* Required task *
Return each line containing the string "styles".

* Data provided *
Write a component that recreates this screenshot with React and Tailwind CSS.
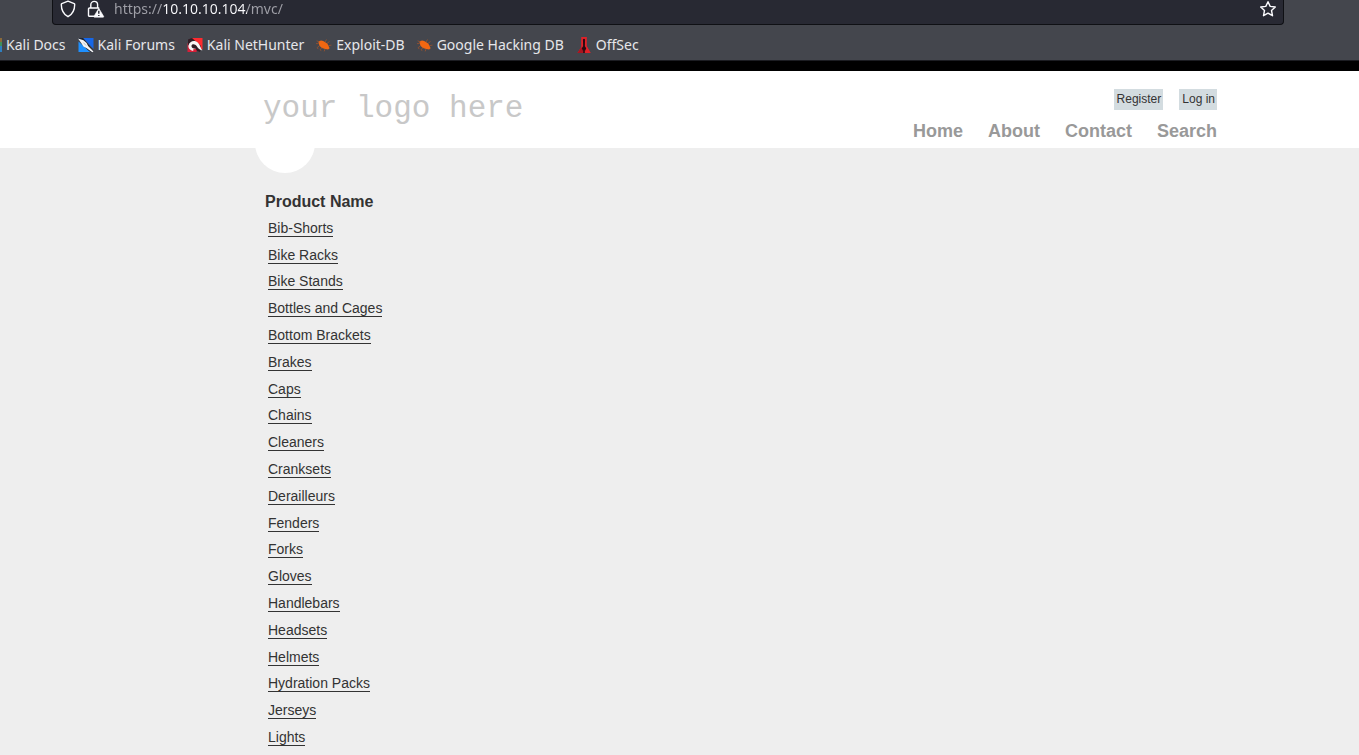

* * *

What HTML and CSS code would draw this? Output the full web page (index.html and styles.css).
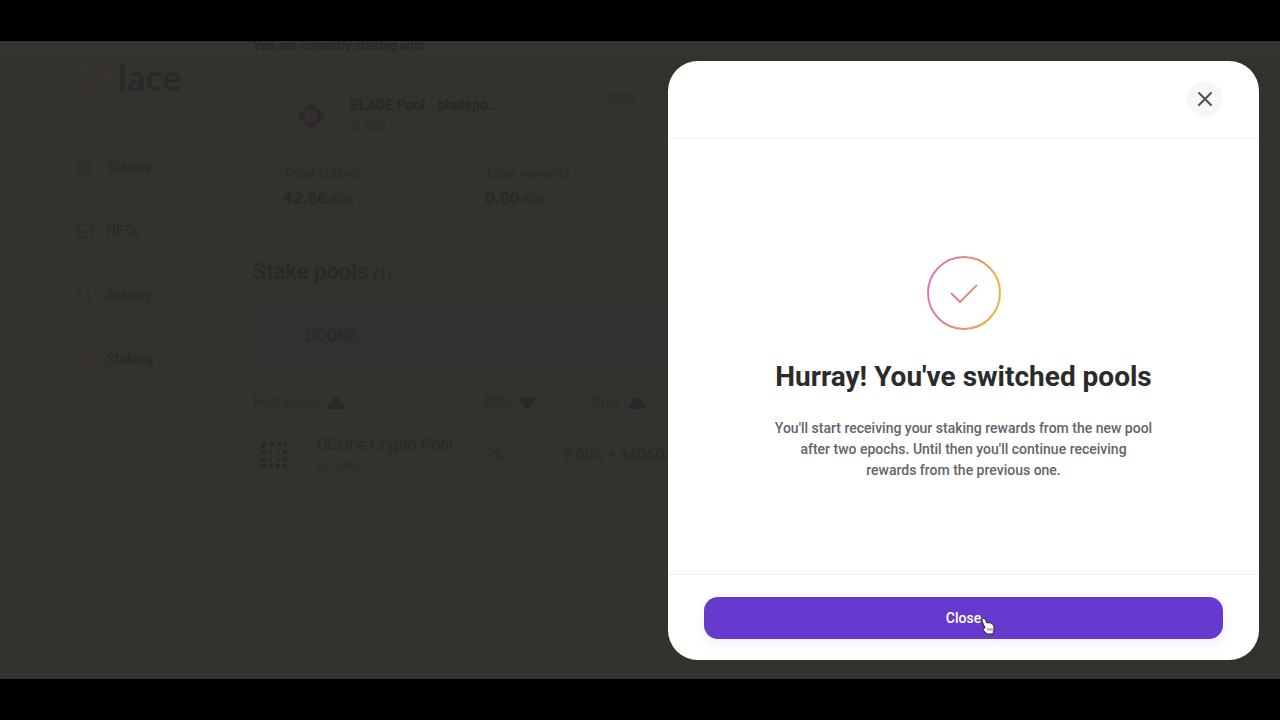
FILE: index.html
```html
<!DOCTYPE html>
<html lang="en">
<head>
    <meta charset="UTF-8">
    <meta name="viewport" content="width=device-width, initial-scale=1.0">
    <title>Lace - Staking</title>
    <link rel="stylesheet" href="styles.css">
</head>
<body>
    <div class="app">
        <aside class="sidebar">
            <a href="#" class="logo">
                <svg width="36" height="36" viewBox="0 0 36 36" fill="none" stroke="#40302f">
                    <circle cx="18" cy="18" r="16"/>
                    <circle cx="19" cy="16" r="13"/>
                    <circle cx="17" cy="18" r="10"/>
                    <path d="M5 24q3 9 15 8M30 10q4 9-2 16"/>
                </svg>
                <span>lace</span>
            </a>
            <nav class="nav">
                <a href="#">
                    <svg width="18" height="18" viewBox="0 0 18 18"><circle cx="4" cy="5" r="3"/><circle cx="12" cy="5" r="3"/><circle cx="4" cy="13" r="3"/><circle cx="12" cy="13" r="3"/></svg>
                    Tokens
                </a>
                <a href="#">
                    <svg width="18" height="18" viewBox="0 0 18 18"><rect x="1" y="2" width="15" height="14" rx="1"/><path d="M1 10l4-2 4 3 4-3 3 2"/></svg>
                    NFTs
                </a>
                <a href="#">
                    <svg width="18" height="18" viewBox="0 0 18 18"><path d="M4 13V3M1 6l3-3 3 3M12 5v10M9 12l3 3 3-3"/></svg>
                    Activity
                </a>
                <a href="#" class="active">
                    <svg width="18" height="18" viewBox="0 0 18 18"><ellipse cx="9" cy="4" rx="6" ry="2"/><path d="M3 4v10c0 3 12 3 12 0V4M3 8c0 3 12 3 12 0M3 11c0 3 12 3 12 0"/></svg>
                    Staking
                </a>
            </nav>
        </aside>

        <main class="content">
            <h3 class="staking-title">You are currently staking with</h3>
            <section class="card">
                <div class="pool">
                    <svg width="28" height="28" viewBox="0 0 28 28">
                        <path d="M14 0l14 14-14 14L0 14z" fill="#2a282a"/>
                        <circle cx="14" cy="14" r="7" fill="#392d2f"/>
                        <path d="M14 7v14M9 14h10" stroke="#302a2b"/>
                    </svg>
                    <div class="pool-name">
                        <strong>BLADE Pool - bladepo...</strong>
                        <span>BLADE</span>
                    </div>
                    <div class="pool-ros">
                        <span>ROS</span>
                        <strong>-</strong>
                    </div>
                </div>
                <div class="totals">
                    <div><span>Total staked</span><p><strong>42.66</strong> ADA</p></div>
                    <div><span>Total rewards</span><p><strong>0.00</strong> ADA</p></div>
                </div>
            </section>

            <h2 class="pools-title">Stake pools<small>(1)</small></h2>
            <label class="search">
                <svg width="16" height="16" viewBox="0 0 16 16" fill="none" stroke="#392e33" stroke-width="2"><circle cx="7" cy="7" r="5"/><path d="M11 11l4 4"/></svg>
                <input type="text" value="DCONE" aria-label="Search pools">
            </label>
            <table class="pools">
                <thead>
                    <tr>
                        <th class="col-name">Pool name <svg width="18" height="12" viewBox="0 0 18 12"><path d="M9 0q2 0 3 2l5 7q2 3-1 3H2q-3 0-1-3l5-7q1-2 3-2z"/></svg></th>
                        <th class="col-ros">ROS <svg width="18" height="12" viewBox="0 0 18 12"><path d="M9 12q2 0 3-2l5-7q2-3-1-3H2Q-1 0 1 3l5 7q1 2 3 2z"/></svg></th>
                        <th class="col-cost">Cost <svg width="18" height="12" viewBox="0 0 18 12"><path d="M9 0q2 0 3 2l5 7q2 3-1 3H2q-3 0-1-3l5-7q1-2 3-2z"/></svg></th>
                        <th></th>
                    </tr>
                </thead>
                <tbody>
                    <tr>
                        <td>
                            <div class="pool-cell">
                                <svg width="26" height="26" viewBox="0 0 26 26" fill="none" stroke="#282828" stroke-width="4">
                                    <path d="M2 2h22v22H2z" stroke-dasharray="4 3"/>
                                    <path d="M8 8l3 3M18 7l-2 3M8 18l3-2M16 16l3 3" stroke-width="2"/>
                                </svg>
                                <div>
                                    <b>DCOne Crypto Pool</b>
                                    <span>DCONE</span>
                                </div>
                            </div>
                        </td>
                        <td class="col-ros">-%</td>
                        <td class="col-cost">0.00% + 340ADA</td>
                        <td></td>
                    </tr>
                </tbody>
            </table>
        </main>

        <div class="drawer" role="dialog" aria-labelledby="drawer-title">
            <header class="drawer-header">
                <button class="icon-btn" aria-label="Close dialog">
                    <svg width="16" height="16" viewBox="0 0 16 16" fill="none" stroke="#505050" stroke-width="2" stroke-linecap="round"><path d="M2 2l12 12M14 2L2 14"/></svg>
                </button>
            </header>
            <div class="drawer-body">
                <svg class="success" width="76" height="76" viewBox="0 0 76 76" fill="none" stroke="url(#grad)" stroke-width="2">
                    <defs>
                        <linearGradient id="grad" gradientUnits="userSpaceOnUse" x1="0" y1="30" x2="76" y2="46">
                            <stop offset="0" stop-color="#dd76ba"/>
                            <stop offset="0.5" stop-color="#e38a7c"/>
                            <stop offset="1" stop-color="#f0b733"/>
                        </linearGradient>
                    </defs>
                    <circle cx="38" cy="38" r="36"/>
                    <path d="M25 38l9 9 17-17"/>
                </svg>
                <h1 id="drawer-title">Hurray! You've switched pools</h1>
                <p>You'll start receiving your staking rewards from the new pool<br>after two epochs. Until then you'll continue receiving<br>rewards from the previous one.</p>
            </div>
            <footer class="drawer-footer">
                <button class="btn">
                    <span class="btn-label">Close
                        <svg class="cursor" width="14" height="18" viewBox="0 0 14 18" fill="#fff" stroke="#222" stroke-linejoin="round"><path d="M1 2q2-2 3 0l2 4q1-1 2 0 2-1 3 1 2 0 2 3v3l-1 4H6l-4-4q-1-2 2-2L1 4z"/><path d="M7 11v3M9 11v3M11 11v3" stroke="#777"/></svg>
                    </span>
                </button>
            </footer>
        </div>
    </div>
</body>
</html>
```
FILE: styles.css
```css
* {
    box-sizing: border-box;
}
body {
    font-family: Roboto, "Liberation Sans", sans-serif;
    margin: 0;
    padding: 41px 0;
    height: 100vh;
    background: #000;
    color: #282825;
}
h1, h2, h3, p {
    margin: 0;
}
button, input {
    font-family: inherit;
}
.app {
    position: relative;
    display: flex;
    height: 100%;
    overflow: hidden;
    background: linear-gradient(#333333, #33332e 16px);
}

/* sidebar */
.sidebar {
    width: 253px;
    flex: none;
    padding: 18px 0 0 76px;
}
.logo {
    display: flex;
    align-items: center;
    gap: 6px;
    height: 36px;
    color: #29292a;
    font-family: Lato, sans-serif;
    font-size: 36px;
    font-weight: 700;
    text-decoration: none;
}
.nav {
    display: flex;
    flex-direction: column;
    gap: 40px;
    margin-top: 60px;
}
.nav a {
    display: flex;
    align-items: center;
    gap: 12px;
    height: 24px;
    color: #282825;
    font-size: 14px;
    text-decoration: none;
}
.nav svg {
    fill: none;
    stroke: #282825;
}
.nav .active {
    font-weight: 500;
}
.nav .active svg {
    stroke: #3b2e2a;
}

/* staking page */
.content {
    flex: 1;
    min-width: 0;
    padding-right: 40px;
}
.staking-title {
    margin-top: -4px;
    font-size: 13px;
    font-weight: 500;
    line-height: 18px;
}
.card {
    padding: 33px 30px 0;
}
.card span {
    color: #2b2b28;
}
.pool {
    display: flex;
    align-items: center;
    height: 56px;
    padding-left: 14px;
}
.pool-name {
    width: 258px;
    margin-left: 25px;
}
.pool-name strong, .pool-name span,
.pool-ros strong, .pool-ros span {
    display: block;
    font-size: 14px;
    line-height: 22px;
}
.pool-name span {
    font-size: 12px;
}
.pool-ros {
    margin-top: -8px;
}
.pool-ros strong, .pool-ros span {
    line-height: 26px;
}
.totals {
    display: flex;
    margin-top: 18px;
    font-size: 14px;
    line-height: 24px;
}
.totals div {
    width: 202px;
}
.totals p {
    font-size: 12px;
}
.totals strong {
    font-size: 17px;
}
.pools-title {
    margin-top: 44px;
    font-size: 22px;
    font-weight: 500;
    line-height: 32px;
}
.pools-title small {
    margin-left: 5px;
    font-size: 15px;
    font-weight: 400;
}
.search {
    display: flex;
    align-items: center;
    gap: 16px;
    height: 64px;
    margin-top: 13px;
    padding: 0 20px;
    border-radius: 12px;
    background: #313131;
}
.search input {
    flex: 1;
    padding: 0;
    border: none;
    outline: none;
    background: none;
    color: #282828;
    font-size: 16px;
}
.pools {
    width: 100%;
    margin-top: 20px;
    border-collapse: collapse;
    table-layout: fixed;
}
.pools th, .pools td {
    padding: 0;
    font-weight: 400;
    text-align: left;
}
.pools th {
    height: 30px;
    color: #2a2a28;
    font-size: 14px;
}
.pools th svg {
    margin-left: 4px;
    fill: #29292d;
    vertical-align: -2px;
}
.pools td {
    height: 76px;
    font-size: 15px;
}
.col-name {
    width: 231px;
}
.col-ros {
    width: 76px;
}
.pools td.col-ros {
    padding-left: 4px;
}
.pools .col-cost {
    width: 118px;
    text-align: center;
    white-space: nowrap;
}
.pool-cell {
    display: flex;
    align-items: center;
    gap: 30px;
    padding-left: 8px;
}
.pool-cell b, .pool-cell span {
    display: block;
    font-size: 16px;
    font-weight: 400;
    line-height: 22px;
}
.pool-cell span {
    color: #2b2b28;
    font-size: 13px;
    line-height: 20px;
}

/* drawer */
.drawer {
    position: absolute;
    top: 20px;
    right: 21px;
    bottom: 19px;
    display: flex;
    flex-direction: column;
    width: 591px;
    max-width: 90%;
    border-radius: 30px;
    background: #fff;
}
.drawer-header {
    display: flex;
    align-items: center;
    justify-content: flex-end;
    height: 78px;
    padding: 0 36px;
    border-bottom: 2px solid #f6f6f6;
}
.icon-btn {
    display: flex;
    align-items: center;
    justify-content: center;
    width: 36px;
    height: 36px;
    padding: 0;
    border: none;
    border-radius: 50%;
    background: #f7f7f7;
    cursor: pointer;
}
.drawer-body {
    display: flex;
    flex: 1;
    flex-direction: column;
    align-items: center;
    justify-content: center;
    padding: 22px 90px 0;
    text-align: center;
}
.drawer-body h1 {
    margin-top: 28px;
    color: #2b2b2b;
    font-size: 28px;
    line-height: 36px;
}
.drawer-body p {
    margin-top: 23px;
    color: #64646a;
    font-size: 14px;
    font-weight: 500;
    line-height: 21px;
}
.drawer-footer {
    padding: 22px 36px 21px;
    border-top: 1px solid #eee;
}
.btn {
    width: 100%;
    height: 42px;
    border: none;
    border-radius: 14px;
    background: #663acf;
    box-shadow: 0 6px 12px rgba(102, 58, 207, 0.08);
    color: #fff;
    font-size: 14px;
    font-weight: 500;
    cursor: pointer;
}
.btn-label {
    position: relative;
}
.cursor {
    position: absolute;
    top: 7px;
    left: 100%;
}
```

* Written reply *
What HTML and CSS code would draw this? Output the full web page (index.html and styles.css).
    <link rel="stylesheet" href="styles.css">
FILE: styles.css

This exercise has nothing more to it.